Search the material below for the word "components" and copy every line in which it occurs.

= = =

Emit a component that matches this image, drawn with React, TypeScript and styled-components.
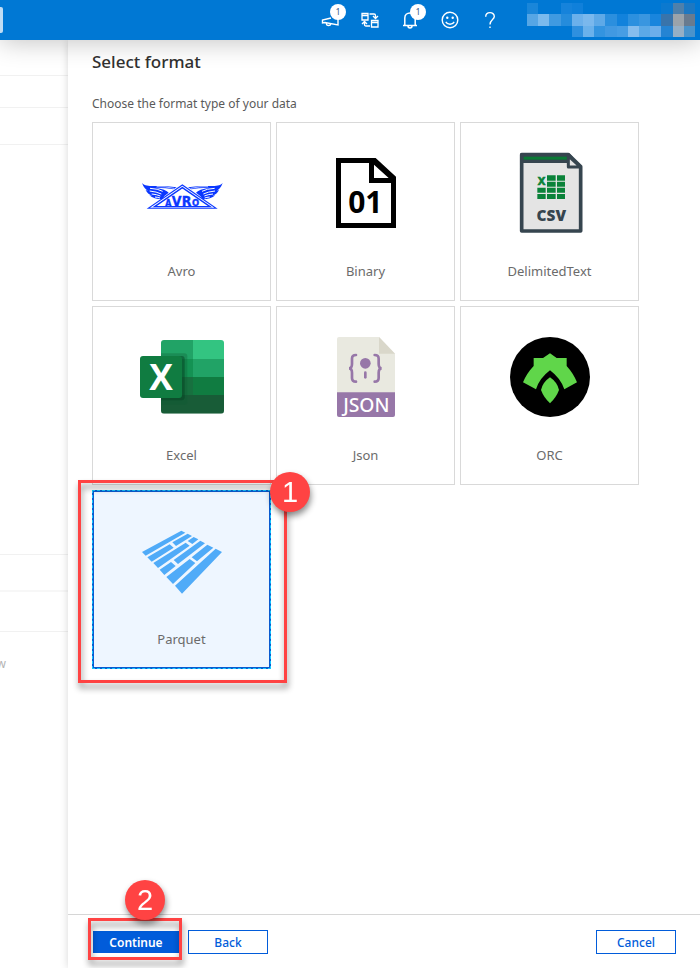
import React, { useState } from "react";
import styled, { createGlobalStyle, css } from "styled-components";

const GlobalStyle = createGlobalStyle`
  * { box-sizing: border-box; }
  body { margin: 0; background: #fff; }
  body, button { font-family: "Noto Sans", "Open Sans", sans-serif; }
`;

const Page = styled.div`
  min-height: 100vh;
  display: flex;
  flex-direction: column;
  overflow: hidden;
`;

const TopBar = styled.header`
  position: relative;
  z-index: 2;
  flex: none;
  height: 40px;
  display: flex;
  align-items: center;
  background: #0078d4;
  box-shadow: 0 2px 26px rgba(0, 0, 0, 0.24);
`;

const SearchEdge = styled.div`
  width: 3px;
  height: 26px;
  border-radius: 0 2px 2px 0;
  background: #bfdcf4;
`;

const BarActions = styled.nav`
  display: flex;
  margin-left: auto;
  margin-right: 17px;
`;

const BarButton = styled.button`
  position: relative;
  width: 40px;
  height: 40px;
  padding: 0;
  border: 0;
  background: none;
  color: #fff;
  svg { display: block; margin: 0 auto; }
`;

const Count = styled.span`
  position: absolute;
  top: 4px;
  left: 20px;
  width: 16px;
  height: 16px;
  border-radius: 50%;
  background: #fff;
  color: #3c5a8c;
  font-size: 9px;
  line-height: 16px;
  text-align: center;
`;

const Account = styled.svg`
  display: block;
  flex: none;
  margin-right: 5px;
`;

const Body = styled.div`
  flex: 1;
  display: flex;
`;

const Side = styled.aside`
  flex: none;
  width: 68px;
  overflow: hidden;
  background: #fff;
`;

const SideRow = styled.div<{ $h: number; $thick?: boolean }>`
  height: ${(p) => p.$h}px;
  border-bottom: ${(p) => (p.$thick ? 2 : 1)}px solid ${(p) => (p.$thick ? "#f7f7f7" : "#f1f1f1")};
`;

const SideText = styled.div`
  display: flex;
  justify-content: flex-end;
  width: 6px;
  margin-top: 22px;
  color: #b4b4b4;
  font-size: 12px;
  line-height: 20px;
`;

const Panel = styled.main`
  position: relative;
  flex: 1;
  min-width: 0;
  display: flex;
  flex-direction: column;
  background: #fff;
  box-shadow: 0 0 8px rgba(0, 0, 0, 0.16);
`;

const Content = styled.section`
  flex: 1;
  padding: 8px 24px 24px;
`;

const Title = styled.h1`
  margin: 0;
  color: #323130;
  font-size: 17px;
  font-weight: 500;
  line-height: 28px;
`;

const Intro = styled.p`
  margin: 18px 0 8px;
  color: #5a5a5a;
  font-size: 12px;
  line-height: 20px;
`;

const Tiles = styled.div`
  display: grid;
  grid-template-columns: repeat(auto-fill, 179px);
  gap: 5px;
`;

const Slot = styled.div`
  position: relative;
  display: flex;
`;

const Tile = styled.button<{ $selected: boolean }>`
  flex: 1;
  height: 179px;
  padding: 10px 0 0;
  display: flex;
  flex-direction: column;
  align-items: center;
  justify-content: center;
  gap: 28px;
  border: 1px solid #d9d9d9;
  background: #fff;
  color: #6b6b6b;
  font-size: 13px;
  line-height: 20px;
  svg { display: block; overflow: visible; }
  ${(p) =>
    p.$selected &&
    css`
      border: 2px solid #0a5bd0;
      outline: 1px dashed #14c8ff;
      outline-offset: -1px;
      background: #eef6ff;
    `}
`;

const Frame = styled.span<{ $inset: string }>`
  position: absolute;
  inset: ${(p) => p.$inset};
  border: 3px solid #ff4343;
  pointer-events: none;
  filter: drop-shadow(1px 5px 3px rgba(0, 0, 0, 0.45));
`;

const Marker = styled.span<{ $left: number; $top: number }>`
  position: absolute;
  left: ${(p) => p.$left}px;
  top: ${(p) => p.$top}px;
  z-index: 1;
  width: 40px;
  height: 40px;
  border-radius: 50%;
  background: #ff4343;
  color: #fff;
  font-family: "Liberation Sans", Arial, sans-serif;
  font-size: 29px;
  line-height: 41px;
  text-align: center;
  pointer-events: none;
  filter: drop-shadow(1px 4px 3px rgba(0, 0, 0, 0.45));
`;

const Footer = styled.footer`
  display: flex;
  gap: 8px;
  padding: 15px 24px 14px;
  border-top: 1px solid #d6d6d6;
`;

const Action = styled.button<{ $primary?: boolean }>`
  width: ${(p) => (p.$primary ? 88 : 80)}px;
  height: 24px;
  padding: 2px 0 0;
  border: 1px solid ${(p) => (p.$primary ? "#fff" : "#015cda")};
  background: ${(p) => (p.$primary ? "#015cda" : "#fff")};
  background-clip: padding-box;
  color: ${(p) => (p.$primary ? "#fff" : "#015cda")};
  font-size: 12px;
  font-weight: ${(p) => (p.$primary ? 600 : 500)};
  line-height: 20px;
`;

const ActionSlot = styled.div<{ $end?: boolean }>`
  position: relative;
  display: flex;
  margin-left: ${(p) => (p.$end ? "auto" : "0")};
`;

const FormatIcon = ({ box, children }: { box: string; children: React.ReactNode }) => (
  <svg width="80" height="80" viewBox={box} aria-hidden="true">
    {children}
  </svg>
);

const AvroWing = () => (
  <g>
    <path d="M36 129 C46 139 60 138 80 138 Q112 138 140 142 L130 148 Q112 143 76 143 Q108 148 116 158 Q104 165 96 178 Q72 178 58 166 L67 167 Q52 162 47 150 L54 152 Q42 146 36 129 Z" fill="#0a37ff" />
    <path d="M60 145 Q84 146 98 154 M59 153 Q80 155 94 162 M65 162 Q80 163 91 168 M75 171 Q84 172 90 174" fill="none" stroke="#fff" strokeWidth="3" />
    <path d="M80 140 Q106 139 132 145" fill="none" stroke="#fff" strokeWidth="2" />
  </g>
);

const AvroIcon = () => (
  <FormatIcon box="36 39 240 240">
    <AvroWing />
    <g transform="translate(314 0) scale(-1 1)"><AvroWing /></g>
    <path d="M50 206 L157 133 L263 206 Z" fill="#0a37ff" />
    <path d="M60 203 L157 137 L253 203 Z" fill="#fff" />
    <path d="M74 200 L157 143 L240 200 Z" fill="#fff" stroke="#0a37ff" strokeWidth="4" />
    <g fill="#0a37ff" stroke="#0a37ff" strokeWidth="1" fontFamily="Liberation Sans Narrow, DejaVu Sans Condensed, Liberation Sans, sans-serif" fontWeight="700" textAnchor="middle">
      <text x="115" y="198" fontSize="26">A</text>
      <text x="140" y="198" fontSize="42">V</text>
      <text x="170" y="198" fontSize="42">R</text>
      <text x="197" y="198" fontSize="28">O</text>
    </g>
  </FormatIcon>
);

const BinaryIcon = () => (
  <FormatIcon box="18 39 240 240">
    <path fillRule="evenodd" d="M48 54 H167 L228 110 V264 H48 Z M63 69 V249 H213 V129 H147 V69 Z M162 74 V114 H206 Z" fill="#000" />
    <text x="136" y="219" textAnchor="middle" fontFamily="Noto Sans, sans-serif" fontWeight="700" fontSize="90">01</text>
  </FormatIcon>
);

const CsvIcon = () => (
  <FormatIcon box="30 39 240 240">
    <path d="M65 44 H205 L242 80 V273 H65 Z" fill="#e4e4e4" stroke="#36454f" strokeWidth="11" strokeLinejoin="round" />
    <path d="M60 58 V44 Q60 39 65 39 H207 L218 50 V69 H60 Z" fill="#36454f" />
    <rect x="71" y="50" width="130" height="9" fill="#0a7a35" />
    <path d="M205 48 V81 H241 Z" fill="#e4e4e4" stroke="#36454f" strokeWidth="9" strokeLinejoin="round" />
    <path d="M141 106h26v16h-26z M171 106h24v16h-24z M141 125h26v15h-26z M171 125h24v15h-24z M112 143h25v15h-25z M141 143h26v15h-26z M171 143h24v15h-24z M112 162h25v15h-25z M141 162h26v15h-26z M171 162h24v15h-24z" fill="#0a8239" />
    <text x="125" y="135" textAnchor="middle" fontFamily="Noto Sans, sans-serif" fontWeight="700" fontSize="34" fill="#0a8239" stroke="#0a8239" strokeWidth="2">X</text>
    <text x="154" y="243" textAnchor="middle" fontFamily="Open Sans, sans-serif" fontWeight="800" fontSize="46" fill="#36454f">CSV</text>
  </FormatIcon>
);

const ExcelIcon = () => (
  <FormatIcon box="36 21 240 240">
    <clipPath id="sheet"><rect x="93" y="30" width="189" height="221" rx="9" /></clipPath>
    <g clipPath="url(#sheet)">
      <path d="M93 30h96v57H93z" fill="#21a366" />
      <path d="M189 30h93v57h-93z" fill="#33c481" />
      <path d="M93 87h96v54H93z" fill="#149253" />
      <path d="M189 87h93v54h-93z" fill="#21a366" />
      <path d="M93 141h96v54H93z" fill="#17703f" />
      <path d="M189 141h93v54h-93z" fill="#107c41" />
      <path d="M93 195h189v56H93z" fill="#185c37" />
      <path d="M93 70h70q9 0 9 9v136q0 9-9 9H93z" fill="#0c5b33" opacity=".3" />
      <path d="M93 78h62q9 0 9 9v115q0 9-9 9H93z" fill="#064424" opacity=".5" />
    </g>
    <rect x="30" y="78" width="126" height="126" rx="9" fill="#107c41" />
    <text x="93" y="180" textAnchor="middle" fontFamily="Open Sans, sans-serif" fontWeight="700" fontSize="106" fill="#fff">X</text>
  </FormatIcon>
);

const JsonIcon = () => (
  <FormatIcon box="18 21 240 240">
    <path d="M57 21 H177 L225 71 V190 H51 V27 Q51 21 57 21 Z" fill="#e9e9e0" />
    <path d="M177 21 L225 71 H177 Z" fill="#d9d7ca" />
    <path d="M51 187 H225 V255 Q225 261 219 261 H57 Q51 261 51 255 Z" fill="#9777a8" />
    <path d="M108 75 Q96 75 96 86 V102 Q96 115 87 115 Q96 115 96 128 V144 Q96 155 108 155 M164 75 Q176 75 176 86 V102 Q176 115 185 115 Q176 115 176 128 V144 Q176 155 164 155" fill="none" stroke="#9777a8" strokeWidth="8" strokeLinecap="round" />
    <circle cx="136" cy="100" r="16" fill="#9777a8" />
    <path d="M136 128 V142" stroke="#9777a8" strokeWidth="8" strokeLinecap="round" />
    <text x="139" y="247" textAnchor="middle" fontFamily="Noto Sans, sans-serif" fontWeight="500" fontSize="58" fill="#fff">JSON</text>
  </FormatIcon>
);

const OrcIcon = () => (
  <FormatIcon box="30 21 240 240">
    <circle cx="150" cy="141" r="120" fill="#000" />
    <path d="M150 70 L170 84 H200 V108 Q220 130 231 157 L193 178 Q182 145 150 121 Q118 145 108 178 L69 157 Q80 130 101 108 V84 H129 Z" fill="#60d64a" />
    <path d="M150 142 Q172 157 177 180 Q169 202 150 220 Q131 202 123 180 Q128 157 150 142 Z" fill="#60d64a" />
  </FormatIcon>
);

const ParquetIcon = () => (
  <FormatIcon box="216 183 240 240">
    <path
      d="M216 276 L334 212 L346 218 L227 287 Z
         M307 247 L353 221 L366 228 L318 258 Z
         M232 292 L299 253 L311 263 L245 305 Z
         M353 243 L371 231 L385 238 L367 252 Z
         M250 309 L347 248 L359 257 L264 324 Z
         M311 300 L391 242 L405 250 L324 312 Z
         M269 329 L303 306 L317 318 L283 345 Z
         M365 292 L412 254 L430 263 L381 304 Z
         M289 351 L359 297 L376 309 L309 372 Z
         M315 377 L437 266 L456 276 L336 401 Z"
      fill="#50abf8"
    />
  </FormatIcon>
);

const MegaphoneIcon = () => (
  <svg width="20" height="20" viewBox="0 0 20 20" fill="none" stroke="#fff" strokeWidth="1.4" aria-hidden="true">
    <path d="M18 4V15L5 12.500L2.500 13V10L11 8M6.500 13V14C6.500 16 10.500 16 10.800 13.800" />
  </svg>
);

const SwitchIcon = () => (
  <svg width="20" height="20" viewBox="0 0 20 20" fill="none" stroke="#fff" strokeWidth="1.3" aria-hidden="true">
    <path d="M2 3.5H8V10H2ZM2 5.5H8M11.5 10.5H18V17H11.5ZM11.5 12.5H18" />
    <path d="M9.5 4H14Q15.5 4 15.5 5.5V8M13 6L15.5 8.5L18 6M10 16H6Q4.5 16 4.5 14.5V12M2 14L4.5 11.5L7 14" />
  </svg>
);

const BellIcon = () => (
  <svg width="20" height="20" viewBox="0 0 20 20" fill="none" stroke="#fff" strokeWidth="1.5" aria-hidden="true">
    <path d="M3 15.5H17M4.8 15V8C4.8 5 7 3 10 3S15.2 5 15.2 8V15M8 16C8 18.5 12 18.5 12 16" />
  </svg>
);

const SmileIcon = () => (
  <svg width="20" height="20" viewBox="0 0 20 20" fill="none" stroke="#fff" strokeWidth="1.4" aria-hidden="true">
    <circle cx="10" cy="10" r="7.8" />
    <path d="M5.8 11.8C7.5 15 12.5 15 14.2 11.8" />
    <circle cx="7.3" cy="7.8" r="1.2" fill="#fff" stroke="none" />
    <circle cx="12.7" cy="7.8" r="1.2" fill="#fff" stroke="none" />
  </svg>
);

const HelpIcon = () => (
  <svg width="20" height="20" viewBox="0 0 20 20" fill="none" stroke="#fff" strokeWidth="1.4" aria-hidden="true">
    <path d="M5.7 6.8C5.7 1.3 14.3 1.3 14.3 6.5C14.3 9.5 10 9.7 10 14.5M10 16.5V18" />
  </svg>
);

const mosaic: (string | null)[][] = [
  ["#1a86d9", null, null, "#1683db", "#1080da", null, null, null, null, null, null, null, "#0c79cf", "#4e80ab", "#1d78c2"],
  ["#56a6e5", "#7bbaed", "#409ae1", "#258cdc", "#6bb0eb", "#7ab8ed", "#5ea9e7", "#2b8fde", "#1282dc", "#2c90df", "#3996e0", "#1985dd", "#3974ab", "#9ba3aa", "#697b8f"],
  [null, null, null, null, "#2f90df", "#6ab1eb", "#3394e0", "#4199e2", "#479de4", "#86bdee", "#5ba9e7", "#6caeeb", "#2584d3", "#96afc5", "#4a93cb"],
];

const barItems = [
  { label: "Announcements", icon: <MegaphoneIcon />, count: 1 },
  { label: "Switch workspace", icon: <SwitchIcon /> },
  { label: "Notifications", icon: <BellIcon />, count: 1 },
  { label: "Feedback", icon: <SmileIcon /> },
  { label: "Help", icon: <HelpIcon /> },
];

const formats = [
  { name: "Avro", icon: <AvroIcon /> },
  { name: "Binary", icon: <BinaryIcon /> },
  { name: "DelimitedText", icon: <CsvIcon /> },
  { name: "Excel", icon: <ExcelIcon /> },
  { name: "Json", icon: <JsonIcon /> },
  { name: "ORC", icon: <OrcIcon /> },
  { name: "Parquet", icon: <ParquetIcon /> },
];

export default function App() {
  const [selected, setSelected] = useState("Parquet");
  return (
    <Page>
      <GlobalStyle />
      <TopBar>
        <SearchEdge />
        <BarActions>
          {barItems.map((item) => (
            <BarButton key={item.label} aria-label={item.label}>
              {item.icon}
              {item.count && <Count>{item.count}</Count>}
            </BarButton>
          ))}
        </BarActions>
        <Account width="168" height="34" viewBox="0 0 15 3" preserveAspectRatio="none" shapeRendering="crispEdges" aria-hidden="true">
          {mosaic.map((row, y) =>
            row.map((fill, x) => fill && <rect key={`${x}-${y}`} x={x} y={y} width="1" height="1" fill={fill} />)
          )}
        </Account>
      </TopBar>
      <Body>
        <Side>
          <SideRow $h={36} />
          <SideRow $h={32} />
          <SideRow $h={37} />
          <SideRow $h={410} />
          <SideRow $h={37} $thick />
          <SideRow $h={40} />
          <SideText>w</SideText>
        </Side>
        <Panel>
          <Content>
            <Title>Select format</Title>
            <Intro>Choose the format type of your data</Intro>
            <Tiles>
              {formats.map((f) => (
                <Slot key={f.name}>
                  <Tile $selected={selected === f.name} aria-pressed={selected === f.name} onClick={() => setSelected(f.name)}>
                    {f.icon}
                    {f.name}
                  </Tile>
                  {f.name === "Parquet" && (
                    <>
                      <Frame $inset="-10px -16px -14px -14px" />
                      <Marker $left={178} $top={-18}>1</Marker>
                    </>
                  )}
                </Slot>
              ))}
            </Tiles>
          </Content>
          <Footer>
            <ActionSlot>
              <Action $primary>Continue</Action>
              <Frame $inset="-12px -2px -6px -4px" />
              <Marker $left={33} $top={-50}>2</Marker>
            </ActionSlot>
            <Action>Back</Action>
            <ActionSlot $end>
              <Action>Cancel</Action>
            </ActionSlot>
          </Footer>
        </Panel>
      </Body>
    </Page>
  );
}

= = =

▶ [RESPONSE TO THIS TASK]
Emit a component that matches this image, drawn with React, TypeScript and styled-components.
import styled, { createGlobalStyle, css } from "styled-components";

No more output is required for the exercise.